I originally bought LEGO Star Wars III for the 3DS, as it was one of the titles that spurred me into finally taking that steep plunge–one I don’t regret, I might add. I picked up the strategy guide as well, and while I was trying to review it, I was thoroughly confused because nothing the guide had was what I was doing. The guide started on Geonosis, near the end of Attack of the Clones, but my game started on an episode from The Clone Wars. I kept flipping through the guide to try to understand what the issue was, and that is when I found that there was a completely separate version for the DS. The guide for said version was near the back of the guide.
So of course, as the thorough strategy guide reviewer that I am, I purchased the Xbox 360 version of the game so I could review the guide in its entirety. What I was not expecting, however, was how different these two games really were.
Both games take place during the same Clone Wars episodes from Cartoon Network, but they each focus on different parts of the stories. They occasionally do overlap, but the gameplay mechanics are so different and the cut scenes are so different that you may not really notice at all unless you played them simultaneously like I did.

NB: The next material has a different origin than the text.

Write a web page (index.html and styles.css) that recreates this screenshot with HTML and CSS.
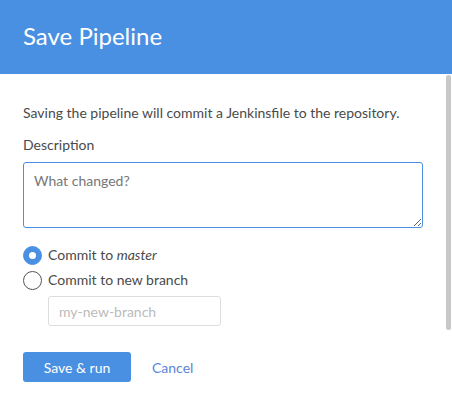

The biggest difference between the games other than the stories and the length–there is considerably more to do in the console version, and that includes extra content outside the longer main storyline–are the gameplay features each version focuses on. The console version focused more on real-time strategy sequences, where you had to plan how to take over droid bases, destroy everything in them, and build your own fortresses and weapons so you could overtake other bases. With these RTS elements, the game had an overall serious feel to it and hardly any of the humor we’ve come to expect from LEGO games. All the humor was saved up for the cut scenes, which was a little disappointing to me.
Now the DS version was almost the complete opposite. Within the first five minutes, I was already cracking up at the droids’ and Clone troopers’ antics. In addition, so many things you had to were just so off the wall and crazy–like playing a shoot-the-ducks carnival game with a tank–you couldn’t help but smile and snicker. Instead of RTS sequences, the DS version sported more mini-games that utilized the touchscreen, and they were all brilliantly executed. My absolute favorite mini-game that I keep yammering on to everyone who will listen involves the R2-D2 mini-game. Whenever you use an R2 unit to hack into something, a mini-game opens up that requires you to match set blocks by using your stylus to rotate a circle of blocks to line up the required match. As a result, you spin the hack port in much the same way as a R2 unit does. The faster you do it, the more studs you win. But that wasn’t why this mini-game was my favorite; it was the music. The mini-game’s music consists of the famous Imperial March theme that we’re all familiar with, but it has a Mission Impossible spin on it.
I’m very glad that I played both games, but when it comes to recommendations, I’m going to have to throw my support at the DS version 100%. There isn’t as much to do in this game, but it is more of your typical, wacky gameplay that one would expect from LEGO games.